■ Stored rows:
* START *

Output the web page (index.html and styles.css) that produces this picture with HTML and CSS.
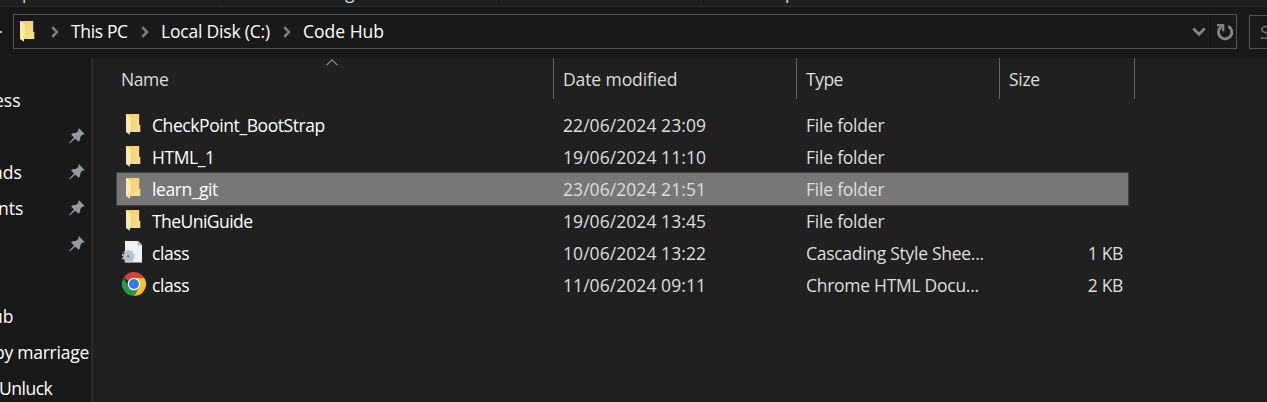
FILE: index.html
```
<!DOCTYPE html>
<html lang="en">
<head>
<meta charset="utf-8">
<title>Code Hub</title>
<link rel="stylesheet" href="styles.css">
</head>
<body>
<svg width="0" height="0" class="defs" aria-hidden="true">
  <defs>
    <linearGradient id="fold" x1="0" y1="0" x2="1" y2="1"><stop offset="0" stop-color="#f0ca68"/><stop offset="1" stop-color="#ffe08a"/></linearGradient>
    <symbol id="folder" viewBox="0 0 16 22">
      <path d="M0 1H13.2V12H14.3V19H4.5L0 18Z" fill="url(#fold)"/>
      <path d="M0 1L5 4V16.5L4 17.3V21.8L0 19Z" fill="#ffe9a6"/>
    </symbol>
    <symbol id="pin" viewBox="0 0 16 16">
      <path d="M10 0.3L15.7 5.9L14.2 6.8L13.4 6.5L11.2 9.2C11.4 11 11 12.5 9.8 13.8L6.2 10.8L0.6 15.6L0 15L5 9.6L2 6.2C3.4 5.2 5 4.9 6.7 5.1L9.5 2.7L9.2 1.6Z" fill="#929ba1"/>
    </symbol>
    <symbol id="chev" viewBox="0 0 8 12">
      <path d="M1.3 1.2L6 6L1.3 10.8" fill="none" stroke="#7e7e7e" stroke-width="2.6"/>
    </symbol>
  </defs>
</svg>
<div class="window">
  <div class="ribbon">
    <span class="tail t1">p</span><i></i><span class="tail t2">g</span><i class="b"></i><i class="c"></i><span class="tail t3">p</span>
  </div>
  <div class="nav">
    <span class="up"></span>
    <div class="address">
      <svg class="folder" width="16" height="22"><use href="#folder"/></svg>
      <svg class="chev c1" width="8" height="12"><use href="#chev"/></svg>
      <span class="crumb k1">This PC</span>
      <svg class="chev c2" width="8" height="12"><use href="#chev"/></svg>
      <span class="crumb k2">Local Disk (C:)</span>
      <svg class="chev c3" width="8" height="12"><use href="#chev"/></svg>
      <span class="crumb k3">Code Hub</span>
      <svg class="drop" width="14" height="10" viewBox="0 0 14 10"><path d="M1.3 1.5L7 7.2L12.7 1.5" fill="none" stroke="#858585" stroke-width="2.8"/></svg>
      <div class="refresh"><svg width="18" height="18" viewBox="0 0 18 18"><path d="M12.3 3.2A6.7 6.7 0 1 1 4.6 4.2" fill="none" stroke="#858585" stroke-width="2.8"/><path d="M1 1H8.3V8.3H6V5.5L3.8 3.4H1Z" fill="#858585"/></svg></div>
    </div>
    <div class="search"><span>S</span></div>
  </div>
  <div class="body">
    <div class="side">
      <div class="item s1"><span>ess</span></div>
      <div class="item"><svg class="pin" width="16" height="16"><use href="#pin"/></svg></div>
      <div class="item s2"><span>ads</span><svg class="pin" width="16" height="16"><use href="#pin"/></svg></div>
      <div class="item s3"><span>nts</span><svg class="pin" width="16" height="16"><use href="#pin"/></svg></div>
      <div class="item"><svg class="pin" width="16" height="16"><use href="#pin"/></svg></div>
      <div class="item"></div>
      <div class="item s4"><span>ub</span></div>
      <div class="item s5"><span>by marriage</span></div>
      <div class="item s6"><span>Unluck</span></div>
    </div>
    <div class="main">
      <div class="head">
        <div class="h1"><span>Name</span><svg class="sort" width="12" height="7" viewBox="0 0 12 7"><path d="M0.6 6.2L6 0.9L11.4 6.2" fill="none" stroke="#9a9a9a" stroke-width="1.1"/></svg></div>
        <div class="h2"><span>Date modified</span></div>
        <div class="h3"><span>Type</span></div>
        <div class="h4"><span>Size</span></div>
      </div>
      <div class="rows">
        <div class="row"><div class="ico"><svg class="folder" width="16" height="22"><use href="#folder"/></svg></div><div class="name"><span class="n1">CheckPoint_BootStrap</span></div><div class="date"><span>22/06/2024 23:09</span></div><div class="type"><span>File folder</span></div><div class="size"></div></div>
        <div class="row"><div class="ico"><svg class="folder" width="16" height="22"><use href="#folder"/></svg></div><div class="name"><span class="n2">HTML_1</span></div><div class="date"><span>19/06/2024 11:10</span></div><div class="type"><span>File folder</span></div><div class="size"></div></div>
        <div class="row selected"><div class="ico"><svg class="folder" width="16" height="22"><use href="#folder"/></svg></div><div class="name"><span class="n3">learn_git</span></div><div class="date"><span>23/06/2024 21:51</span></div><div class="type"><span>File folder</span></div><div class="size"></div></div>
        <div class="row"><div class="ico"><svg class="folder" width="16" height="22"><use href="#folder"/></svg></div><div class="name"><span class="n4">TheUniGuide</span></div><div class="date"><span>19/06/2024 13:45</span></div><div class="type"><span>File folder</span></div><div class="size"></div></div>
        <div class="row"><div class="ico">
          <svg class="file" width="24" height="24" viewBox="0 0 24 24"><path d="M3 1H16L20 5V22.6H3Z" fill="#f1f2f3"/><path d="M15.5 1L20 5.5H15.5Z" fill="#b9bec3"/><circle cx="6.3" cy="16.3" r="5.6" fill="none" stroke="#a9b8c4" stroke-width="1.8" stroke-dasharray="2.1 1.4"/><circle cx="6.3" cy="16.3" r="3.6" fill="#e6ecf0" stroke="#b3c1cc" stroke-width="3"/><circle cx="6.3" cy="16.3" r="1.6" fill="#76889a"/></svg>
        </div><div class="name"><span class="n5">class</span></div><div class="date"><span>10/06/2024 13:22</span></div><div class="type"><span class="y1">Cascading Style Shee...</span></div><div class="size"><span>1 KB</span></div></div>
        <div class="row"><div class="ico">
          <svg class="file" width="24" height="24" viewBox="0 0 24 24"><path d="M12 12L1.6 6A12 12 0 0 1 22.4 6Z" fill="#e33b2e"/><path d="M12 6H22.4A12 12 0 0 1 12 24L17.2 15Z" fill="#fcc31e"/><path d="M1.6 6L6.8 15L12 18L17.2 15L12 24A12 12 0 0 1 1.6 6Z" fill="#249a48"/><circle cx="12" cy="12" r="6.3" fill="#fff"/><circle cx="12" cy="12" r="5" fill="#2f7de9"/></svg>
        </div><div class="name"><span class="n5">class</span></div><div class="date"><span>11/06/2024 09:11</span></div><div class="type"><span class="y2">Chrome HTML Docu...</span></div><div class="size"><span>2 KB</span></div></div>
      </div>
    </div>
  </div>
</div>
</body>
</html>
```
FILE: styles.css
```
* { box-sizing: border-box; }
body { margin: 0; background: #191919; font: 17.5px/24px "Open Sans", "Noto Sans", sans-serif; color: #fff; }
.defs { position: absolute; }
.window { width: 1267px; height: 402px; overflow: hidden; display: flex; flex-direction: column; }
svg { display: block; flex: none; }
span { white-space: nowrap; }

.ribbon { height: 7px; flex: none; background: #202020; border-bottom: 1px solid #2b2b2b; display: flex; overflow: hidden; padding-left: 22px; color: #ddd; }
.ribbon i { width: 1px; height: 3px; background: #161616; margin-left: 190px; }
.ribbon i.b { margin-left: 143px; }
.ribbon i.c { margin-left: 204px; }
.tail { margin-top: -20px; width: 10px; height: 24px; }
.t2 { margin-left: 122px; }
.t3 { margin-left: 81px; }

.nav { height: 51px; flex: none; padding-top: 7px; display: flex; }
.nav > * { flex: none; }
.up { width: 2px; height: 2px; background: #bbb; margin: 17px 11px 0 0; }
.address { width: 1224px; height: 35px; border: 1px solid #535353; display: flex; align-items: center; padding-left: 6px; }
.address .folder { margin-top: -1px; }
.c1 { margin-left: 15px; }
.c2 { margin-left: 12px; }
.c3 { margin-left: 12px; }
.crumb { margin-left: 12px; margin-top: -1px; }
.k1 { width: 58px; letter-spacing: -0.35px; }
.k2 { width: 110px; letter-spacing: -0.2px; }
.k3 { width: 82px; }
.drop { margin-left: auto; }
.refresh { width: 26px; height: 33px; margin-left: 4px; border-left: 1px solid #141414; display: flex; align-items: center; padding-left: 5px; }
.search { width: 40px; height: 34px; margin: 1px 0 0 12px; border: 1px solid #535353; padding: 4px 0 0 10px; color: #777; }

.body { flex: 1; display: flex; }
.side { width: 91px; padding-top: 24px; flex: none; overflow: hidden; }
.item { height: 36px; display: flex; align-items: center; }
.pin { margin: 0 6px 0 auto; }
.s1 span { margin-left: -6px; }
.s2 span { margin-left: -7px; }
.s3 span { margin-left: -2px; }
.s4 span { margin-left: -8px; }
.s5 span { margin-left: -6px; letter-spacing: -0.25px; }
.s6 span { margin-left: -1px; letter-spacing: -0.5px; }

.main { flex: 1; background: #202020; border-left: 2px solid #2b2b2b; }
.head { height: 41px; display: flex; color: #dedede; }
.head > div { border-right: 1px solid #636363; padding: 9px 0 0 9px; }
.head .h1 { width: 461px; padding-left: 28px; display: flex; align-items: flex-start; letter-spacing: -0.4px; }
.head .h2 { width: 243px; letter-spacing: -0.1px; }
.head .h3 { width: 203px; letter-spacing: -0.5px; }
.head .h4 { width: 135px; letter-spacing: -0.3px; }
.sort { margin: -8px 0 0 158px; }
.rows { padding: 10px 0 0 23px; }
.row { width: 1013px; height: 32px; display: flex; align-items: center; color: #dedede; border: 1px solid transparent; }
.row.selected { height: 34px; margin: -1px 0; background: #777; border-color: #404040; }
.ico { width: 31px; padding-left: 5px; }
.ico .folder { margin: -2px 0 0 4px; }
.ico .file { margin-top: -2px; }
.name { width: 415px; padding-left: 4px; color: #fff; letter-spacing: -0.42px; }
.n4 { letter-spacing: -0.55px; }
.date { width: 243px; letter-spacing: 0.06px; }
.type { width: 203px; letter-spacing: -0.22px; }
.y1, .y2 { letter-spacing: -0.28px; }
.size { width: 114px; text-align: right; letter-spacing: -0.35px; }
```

* END *
* START *

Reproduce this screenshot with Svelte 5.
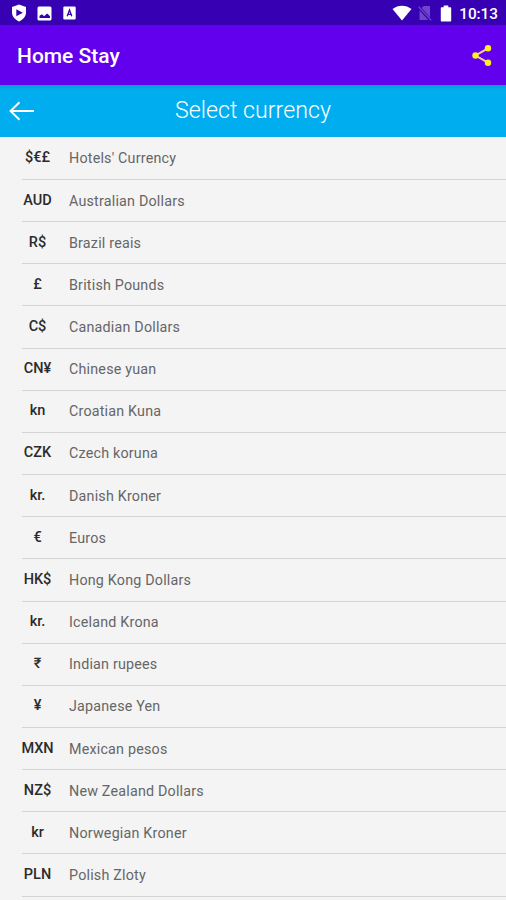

* END *

■ Work instructions: Display every line of the listing that contains the string "with".

■ Finished task:
Output the web page (index.html and styles.css) that produces this picture with HTML and CSS.
Reproduce this screenshot with Svelte 5.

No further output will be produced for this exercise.